Dachau was the first concentration camp that the Nazi’s established, and it wasn't technically an extermination camp because it had been built to house political prisoners rather than for the sole purpose of murder. However, when over 40,000 people are known to have died within its walls, I’m not so sure that distinction matters.
I have been interested in the Holocaust since I was a child. How could something so horrible, so inhumane, have happened EVER, much less in the lifetime of my grandparents? I devoured books on the subject once I was old enough to understand the concept, and when my first trip to Europe rolled around at age 16 I knew that I wanted to see one of the camps for myself.
Dachau is located just outside of Munich, an easy trek from the city. My father and I had a rental car, which made the journey even easier. Parking costs €3 during high season, while admission itself is free (as is parking during off-times). We paid and headed in. We walked around the buildings which included housing barracks, work rooms, and…the gas chamber and crematorium. I accidentally entered this building from the wrong direction, so I didn’t actually know it was until my eyes adjusted to the lighting and I found myself staring directly at two human-sized ovens. My stomach churning, I then moved left through several more rooms, then went back outside where there was a sign telling me that I had just walked through the gas chamber where thousands had been murdered. Once I had that information, I did not go back inside to “truly experience” what had before been a seemingly plain room. I didn’t think I needed to, for I was disturbed enough.
It was a necessary disturbed, though. It is vital that we never forget what can happen when we begin to dehumanize people. Even as a self-absorbed 16 year old, I felt that importance as we silently gazed at the various religious memorials that are strewn across the grounds. Now at 30, my career is in the promotion of fair and humane immigrant treatment (see my related Medium account if you’re interested). In the United States, we have already seen literal cages full of children who have been separated from their parents, while in Europe we have policies that actively prefer that people be sold into slavery in Libya rather than have safe arrival in the EU (with similar anti-safe arrival policies in the US and Australia). As humans, we can and must take the lessons our grandparents learned in the 1940s and ensure that these terrible decisions are never taken again.
Speaking of the lessons learned from the Holocaust, Dachau also has a museum that discusses the history of Nazism in Germany, as well as the greater Holocaust story. As I silently wandered through the exhibits, I found myself in the midst of a German school group of similar-aged teenagers. But they and I had very different reactions to the solemness of the room – while I was morose, many of my German counterparts were more interested in goofing off (and in the case of one couple, making out). It was clear that they had been there many times before and that the depth of the place had grown a bit stale.
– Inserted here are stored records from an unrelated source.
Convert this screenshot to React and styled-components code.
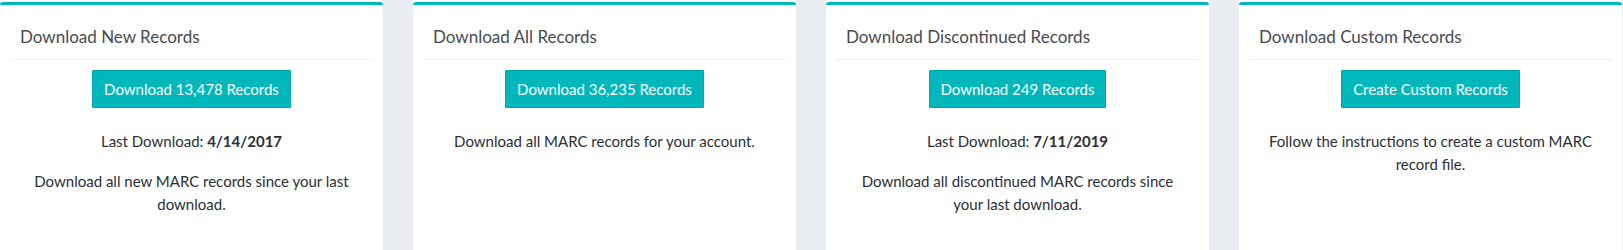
import React from 'react';
import styled, { createGlobalStyle } from 'styled-components';

const GlobalStyle = createGlobalStyle`
    * {
        box-sizing: border-box;
    }
    body {
        margin: 0;
        background-color: #e9edf2;
        font-family: Lato, "Liberation Sans", sans-serif;
        color: #2b2f36;
    }
`;

const cards = [
    {
        title: 'Download New Records',
        button: 'Download 13,478 Records',
        lastDownload: '4/14/2017',
        text: 'Download all new MARC records since your last download.',
    },
    {
        title: 'Download All Records',
        button: 'Download 36,235 Records',
        text: 'Download all MARC records for your account.',
    },
    {
        title: 'Download Discontinued Records',
        button: 'Download 249 Records',
        lastDownload: '7/11/2019',
        text: 'Download all discontinued MARC records since your last download.',
    },
    {
        title: 'Download Custom Records',
        button: 'Create Custom Records',
        text: 'Follow the instructions to create a custom MARC record file.',
    },
];

const App = () => {
    return (
        <>
            <GlobalStyle />
            <Grid>
                {cards.map((card) => (
                    <Card key={card.title}>
                        <Panel>
                            <Header>{card.title}</Header>
                            <Body>
                                <Button type="button">{card.button}</Button>
                                {card.lastDownload && (
                                    <Text>
                                        Last Download: <strong>{card.lastDownload}</strong>
                                    </Text>
                                )}
                                <Text>{card.text}</Text>
                            </Body>
                        </Panel>
                    </Card>
                ))}
            </Grid>
        </>
    );
};

export default App;

const Grid = styled.div`
    display: grid;
    grid-template-columns: repeat(4, 383px);
    column-gap: 30px;
    min-height: 250px;
`;

const Card = styled.div`
    background-color: #fff;
    padding-top: 2px;
    min-height: 250px;
`;

const Panel = styled.div`
    border-top: 3px solid #00b8bc;
    border-radius: 3px 3px 0 0;
`;

const Header = styled.h3`
    margin: 0 10px;
    padding: 20px 10px 10px;
    font-size: 17px;
    font-weight: 400;
    line-height: 24px;
    color: #474b52;
    border-bottom: 1px solid #eef0f2;
`;

const Body = styled.div`
    display: flex;
    flex-direction: column;
    align-items: center;
    padding: 10px 30px 0;
    text-align: center;
`;

const Button = styled.button`
    height: 38px;
    padding: 0 11px;
    font-family: inherit;
    font-size: 15px;
    color: #fff;
    background-color: #00b8bc;
    border: 1px solid #00a8ab;
    border-radius: 1px;
    cursor: pointer;
    margin-bottom: 22px;
`;

const Text = styled.p`
    margin: 0 0 17px;
    font-size: 15px;
    line-height: 23px;

    strong {
        font-weight: 700;
    }
`;
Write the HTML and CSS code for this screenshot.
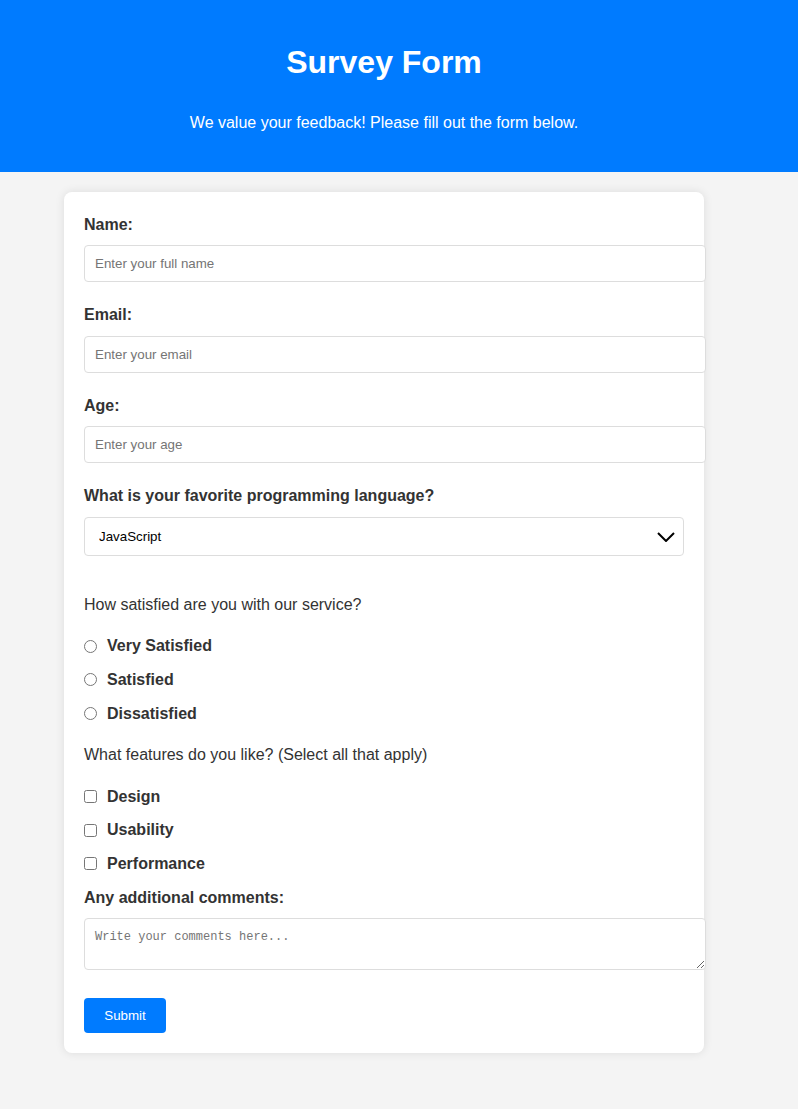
FILE: index.html
```html
<!DOCTYPE html>
<html lang="en">
<head>
<meta charset="utf-8">
<title>Survey Form</title>
<link rel="stylesheet" href="styles.css">
</head>
<body>
<header class="header">
  <div class="header-inner">
    <h1 class="title">Survey Form</h1>
    <p class="subtitle">We value your feedback! Please fill out the form below.</p>
  </div>
</header>
<main class="main">
  <form class="card">
    <label class="field-label" for="name">Name:</label>
    <input class="text-input" id="name" type="text" placeholder="Enter your full name">

    <label class="field-label" for="email">Email:</label>
    <input class="text-input" id="email" type="email" placeholder="Enter your email">

    <label class="field-label" for="age">Age:</label>
    <input class="text-input" id="age" type="number" placeholder="Enter your age">

    <label class="field-label" for="lang">What is your favorite programming language?</label>
    <div class="select-wrap">
      <select class="select" id="lang">
        <option>JavaScript</option>
        <option>Python</option>
        <option>Java</option>
        <option>C++</option>
      </select>
      <svg class="chevron" width="18" height="10" viewBox="0 0 18 10"><path d="M1 1 L9 9 L17 1" fill="none" stroke="#000" stroke-width="2"/></svg>
    </div>

    <p class="question">How satisfied are you with our service?</p>
    <label class="option"><input class="radio" type="radio" name="sat"> Very Satisfied</label>
    <label class="option"><input class="radio" type="radio" name="sat"> Satisfied</label>
    <label class="option"><input class="radio" type="radio" name="sat"> Dissatisfied</label>

    <p class="question">What features do you like? (Select all that apply)</p>
    <label class="option"><input class="checkbox" type="checkbox"> Design</label>
    <label class="option"><input class="checkbox" type="checkbox"> Usability</label>
    <label class="option"><input class="checkbox" type="checkbox"> Performance</label>

    <label class="field-label" for="comments">Any additional comments:</label>
    <textarea class="textarea" id="comments" placeholder="Write your comments here..."></textarea>

    <button class="submit" type="submit">Submit</button>
  </form>
</main>
</body>
</html>
```
FILE: styles.css
```css
html, body {
  margin: 0;
  padding: 0;
}

body {
  font-family: "Liberation Sans", Arial, sans-serif;
  background: #f4f4f4;
  color: #333;
  line-height: 1.6;
}

.header {
  background: #007bff;
  color: #fff;
  padding: 22px 0 40px;
  line-height: normal;
}

.header-inner {
  width: 768px;
  text-align: center;
}

.title {
  font-size: 32px;
  font-weight: bold;
  margin: 21.5px 0 33px;
}

.subtitle {
  font-size: 16px;
  margin: 0;
}

.main {
  width: 768px;
  padding: 20px 0;
}

.card {
  display: block;
  width: 600px;
  margin: 0 auto;
  padding: 20px;
  background: #fff;
  border-radius: 8px;
  box-shadow: 0 0 10px rgba(0, 0, 0, 0.1);
}

.field-label {
  display: block;
  font-weight: bold;
  font-size: 16px;
  margin-bottom: 8px;
}

.text-input {
  display: block;
  box-sizing: border-box;
  width: 622px;
  height: 37px;
  padding: 10px;
  margin: 0 0 20px;
  border: 1px solid #ddd;
  border-radius: 4px;
  font-family: "Liberation Sans", Arial, sans-serif;
  font-size: 13.333px;
  color: #000;
  background: #fff;
}

.text-input::placeholder,
.textarea::placeholder {
  color: #757575;
}

.select-wrap {
  position: relative;
  width: 600px;
  height: 39px;
  margin-bottom: 36px;
}

.select {
  -webkit-appearance: none;
  appearance: none;
  display: block;
  box-sizing: border-box;
  width: 600px;
  height: 39px;
  padding: 0 40px 0 14px;
  border: 1px solid #ddd;
  border-radius: 4px;
  background: #fff;
  font-family: "Liberation Sans", Arial, sans-serif;
  font-size: 13.333px;
  color: #000;
}

.chevron {
  position: absolute;
  right: 9px;
  top: 15px;
  pointer-events: none;
}

.question {
  margin: 16px 0;
  font-size: 16px;
}

.option {
  display: flex;
  align-items: center;
  font-weight: bold;
  font-size: 16px;
  margin-bottom: 8px;
  height: 25.6px;
}

.radio,
.checkbox {
  width: 13px;
  height: 13px;
  margin: 0 10px 0 0;
  flex: none;
}

.textarea {
  display: block;
  box-sizing: border-box;
  width: 622px;
  height: 52px;
  padding: 10px;
  margin: 0 0 28px;
  border: 1px solid #ddd;
  border-radius: 4px;
  font-family: "Liberation Mono", "Courier New", monospace;
  font-size: 12px;
  line-height: 17px;
  resize: vertical;
}

.submit {
  display: block;
  box-sizing: border-box;
  width: 82px;
  height: 35px;
  padding: 0;
  border: none;
  border-radius: 4px;
  background: #007bff;
  color: #fff;
  font-family: "Liberation Sans", Arial, sans-serif;
  font-size: 13.333px;
  line-height: normal;
  text-align: center;
  cursor: pointer;
}
```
A few years later, I studied abroad in Germany. One day, my German professor told us about how the Holocaust is taught in Germany. He said that following the war, the subject was completely taboo. If parents told their kids, fine, but it was not discussed in schools. There was a general vibe that something very bad had happened, but a lot of people didn’t know quite what. Then, keeping with the cultural revolutions happening across the world in the late 1960s, German university students staged protests in order to put the Holocaust on the education agenda. The government listened and thus began the next era of Holocaust education: inundation. Every year came intense studies, field trips to camps and museums, and with it the message that this was all their fault. It is the students who received this message who are now in leadership positions across the country – there is a reason that Germany is one of the only European countries that opened their arms to war victims during the immigration crisis.
My German roommates and friends had been educated in this environment, but they didn't seem to have the guilt that their parents did. As one friend put it, “our grandparents were children when it happened. It has nothing to do with us.” Perhaps us Millennials and the Gen Zers will change the German stances on things such as the country's military size and relationship with Israel as those who remember the Holocaust and the war fade from the Earth. I am no expert in German foreign policy, but it will be interesting to watch over the coming decades as to whether or not this population shift does indeed change things.
This is not to say that this Holocaust fatigue has faded the horrors of the event itself. In both the US and UK, we are taught exceptionalist narratives about our history and ourselves and very much linked to that is the fact that we treat outsiders horrendously. Simply put, we do not view them as our equals. In Germany, meanwhile, they are instead inundated with the consequences of nationalism. It is no coincidence that it was Germany that took in more than one million people who fleeing war. In fact, to bring this even more full circle, Germany housed some of these refugees at Dachau itself.
Dachau remains the only concentration camp I have seen. I did try to visit Auschwitz once, but I was…uh, a wee bit hungover the day I bought my plane tickets and may or may not have bought them for the wrong city (thankfully, I had a lovely time in Warsaw all the same). I have been to many Holocaust museums across Europe, as well as Washington DC, but there is something about seeing the ovens themselves that truly brings home the point that humanity is capable of terrible, terrible things. The German school kids might be bored of the message, but it worries me that other countries do not seem to teach the message at all.